- [EXERCISE GOAL]:
Quote the listing below in its entirety, omitting every image.

- [SOURCE DATA]:

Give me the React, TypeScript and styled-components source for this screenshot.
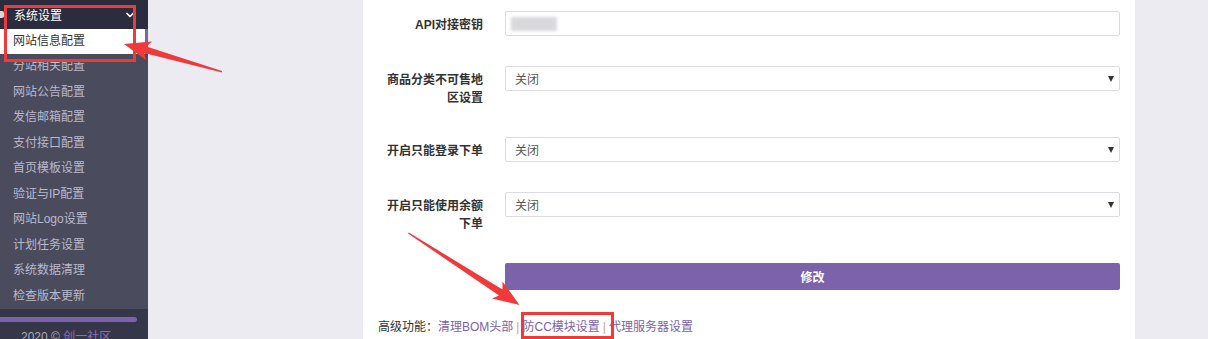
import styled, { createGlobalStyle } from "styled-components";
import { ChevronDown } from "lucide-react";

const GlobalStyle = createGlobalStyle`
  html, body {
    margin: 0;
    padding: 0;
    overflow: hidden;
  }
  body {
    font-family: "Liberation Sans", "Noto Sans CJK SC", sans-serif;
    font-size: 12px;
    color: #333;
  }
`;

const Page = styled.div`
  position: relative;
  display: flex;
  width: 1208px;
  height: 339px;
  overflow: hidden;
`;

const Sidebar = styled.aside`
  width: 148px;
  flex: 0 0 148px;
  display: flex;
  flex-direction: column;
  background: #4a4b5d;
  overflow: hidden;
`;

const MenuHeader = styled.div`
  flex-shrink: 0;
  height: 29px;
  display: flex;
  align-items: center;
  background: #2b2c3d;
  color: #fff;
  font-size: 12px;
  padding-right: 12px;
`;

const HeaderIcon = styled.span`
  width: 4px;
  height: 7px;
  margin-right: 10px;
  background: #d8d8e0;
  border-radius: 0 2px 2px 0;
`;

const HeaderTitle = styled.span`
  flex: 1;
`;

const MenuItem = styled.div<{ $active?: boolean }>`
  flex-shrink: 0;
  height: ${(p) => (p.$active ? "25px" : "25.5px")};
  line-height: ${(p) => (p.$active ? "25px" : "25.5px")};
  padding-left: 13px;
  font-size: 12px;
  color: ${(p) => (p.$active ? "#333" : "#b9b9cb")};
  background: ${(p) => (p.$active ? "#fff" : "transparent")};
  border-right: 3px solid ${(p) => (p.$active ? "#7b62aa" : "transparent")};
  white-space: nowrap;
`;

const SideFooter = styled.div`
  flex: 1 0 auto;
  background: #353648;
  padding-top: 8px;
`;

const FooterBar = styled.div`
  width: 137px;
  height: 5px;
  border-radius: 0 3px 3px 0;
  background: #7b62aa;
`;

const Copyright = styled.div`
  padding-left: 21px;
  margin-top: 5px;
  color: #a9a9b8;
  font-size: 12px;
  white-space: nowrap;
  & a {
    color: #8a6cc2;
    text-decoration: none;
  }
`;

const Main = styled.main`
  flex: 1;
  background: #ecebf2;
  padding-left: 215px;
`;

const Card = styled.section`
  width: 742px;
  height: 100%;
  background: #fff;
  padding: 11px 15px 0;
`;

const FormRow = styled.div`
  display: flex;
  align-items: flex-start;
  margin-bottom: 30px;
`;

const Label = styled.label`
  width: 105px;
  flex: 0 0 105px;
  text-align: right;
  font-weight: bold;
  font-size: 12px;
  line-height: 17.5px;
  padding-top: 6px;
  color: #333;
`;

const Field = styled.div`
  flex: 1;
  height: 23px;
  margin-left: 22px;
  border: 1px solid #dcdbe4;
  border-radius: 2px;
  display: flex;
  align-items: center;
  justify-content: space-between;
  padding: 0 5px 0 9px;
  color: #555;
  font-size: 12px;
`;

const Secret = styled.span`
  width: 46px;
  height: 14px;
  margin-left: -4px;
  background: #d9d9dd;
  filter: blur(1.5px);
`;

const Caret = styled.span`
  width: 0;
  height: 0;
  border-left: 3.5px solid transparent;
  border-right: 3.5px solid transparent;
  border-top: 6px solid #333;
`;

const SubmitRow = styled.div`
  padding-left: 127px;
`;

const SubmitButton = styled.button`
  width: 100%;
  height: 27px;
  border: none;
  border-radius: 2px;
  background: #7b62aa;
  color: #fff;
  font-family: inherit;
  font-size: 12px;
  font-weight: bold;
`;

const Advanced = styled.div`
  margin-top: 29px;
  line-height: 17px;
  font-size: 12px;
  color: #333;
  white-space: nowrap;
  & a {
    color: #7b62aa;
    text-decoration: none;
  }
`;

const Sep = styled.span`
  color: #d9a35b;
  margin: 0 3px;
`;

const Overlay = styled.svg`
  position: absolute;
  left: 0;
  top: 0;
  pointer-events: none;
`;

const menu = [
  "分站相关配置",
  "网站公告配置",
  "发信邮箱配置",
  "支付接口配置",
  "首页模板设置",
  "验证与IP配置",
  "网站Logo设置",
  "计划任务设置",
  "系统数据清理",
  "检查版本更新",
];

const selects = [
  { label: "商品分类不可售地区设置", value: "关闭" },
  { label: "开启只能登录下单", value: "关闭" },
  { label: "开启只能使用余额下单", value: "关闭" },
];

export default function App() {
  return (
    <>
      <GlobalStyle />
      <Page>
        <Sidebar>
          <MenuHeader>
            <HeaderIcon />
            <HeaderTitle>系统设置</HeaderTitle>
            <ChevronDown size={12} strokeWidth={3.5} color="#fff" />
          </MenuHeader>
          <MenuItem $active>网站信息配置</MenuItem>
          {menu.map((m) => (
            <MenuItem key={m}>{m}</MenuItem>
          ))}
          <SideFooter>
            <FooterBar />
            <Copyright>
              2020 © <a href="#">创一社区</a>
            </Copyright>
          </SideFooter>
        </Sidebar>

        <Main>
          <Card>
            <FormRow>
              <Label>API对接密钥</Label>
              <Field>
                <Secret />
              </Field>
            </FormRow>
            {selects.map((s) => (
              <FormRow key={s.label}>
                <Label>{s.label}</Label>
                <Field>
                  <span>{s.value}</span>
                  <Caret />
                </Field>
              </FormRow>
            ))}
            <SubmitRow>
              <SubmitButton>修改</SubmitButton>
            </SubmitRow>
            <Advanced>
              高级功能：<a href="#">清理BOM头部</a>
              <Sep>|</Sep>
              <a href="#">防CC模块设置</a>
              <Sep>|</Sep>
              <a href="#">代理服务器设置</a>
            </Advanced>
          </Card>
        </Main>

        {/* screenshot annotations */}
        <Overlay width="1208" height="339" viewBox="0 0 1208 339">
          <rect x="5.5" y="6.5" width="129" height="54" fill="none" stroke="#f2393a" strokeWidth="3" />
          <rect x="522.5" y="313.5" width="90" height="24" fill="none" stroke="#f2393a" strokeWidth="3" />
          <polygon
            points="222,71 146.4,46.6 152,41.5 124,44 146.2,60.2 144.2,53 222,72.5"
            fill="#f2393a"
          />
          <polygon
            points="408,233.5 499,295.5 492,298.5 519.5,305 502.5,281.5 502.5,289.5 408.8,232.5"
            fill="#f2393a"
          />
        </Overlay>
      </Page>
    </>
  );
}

- [EXPECTED OUTPUT]:
Give me the React, TypeScript and styled-components source for this screenshot.
import styled, { createGlobalStyle } from "styled-components";
import { ChevronDown } from "lucide-react";

const GlobalStyle = createGlobalStyle`
  html, body {
    margin: 0;
    padding: 0;
    overflow: hidden;
  }
  body {
    font-family: "Liberation Sans", "Noto Sans CJK SC", sans-serif;
    font-size: 12px;
    color: #333;
  }
`;

const Page = styled.div`
  position: relative;
  display: flex;
  width: 1208px;
  height: 339px;
  overflow: hidden;
`;

const Sidebar = styled.aside`
  width: 148px;
  flex: 0 0 148px;
  display: flex;
  flex-direction: column;
  background: #4a4b5d;
  overflow: hidden;
`;

const MenuHeader = styled.div`
  flex-shrink: 0;
  height: 29px;
  display: flex;
  align-items: center;
  background: #2b2c3d;
  color: #fff;
  font-size: 12px;
  padding-right: 12px;
`;

const HeaderIcon = styled.span`
  width: 4px;
  height: 7px;
  margin-right: 10px;
  background: #d8d8e0;
  border-radius: 0 2px 2px 0;
`;

const HeaderTitle = styled.span`
  flex: 1;
`;

const MenuItem = styled.div<{ $active?: boolean }>`
  flex-shrink: 0;
  height: ${(p) => (p.$active ? "25px" : "25.5px")};
  line-height: ${(p) => (p.$active ? "25px" : "25.5px")};
  padding-left: 13px;
  font-size: 12px;
  color: ${(p) => (p.$active ? "#333" : "#b9b9cb")};
  background: ${(p) => (p.$active ? "#fff" : "transparent")};
  border-right: 3px solid ${(p) => (p.$active ? "#7b62aa" : "transparent")};
  white-space: nowrap;
`;

const SideFooter = styled.div`
  flex: 1 0 auto;
  background: #353648;
  padding-top: 8px;
`;

const FooterBar = styled.div`
  width: 137px;
  height: 5px;
  border-radius: 0 3px 3px 0;
  background: #7b62aa;
`;

const Copyright = styled.div`
  padding-left: 21px;
  margin-top: 5px;
  color: #a9a9b8;
  font-size: 12px;
  white-space: nowrap;
  & a {
    color: #8a6cc2;
    text-decoration: none;
  }
`;

const Main = styled.main`
  flex: 1;
  background: #ecebf2;
  padding-left: 215px;
`;

const Card = styled.section`
  width: 742px;
  height: 100%;
  background: #fff;
  padding: 11px 15px 0;
`;

const FormRow = styled.div`
  display: flex;
  align-items: flex-start;
  margin-bottom: 30px;
`;

const Label = styled.label`
  width: 105px;
  flex: 0 0 105px;
  text-align: right;
  font-weight: bold;
  font-size: 12px;
  line-height: 17.5px;
  padding-top: 6px;
  color: #333;
`;

const Field = styled.div`
  flex: 1;
  height: 23px;
  margin-left: 22px;
  border: 1px solid #dcdbe4;
  border-radius: 2px;
  display: flex;
  align-items: center;
  justify-content: space-between;
  padding: 0 5px 0 9px;
  color: #555;
  font-size: 12px;
`;

const Secret = styled.span`
  width: 46px;
  height: 14px;
  margin-left: -4px;
  background: #d9d9dd;
  filter: blur(1.5px);
`;

const Caret = styled.span`
  width: 0;
  height: 0;
  border-left: 3.5px solid transparent;
  border-right: 3.5px solid transparent;
  border-top: 6px solid #333;
`;

const SubmitRow = styled.div`
  padding-left: 127px;
`;

const SubmitButton = styled.button`
  width: 100%;
  height: 27px;
  border: none;
  border-radius: 2px;
  background: #7b62aa;
  color: #fff;
  font-family: inherit;
  font-size: 12px;
  font-weight: bold;
`;

const Advanced = styled.div`
  margin-top: 29px;
  line-height: 17px;
  font-size: 12px;
  color: #333;
  white-space: nowrap;
  & a {
    color: #7b62aa;
    text-decoration: none;
  }
`;

const Sep = styled.span`
  color: #d9a35b;
  margin: 0 3px;
`;

const Overlay = styled.svg`
  position: absolute;
  left: 0;
  top: 0;
  pointer-events: none;
`;

const menu = [
  "分站相关配置",
  "网站公告配置",
  "发信邮箱配置",
  "支付接口配置",
  "首页模板设置",
  "验证与IP配置",
  "网站Logo设置",
  "计划任务设置",
  "系统数据清理",
  "检查版本更新",
];

const selects = [
  { label: "商品分类不可售地区设置", value: "关闭" },
  { label: "开启只能登录下单", value: "关闭" },
  { label: "开启只能使用余额下单", value: "关闭" },
];

export default function App() {
  return (
    <>
      <GlobalStyle />
      <Page>
        <Sidebar>
          <MenuHeader>
            <HeaderIcon />
            <HeaderTitle>系统设置</HeaderTitle>
            <ChevronDown size={12} strokeWidth={3.5} color="#fff" />
          </MenuHeader>
          <MenuItem $active>网站信息配置</MenuItem>
          {menu.map((m) => (
            <MenuItem key={m}>{m}</MenuItem>
          ))}
          <SideFooter>
            <FooterBar />
            <Copyright>
              2020 © <a href="#">创一社区</a>
            </Copyright>
          </SideFooter>
        </Sidebar>

        <Main>
          <Card>
            <FormRow>
              <Label>API对接密钥</Label>
              <Field>
                <Secret />
              </Field>
            </FormRow>
            {selects.map((s) => (
              <FormRow key={s.label}>
                <Label>{s.label}</Label>
                <Field>
                  <span>{s.value}</span>
                  <Caret />
                </Field>
              </FormRow>
            ))}
            <SubmitRow>
              <SubmitButton>修改</SubmitButton>
            </SubmitRow>
            <Advanced>
              高级功能：<a href="#">清理BOM头部</a>
              <Sep>|</Sep>
              <a href="#">防CC模块设置</a>
              <Sep>|</Sep>
              <a href="#">代理服务器设置</a>
            </Advanced>
          </Card>
        </Main>

        {/* screenshot annotations */}
        <Overlay width="1208" height="339" viewBox="0 0 1208 339">
          <rect x="5.5" y="6.5" width="129" height="54" fill="none" stroke="#f2393a" strokeWidth="3" />
          <rect x="522.5" y="313.5" width="90" height="24" fill="none" stroke="#f2393a" strokeWidth="3" />
          <polygon
            points="222,71 146.4,46.6 152,41.5 124,44 146.2,60.2 144.2,53 222,72.5"
            fill="#f2393a"
          />
          <polygon
            points="408,233.5 499,295.5 492,298.5 519.5,305 502.5,281.5 502.5,289.5 408.8,232.5"
            fill="#f2393a"
          />
        </Overlay>
      </Page>
    </>
  );
}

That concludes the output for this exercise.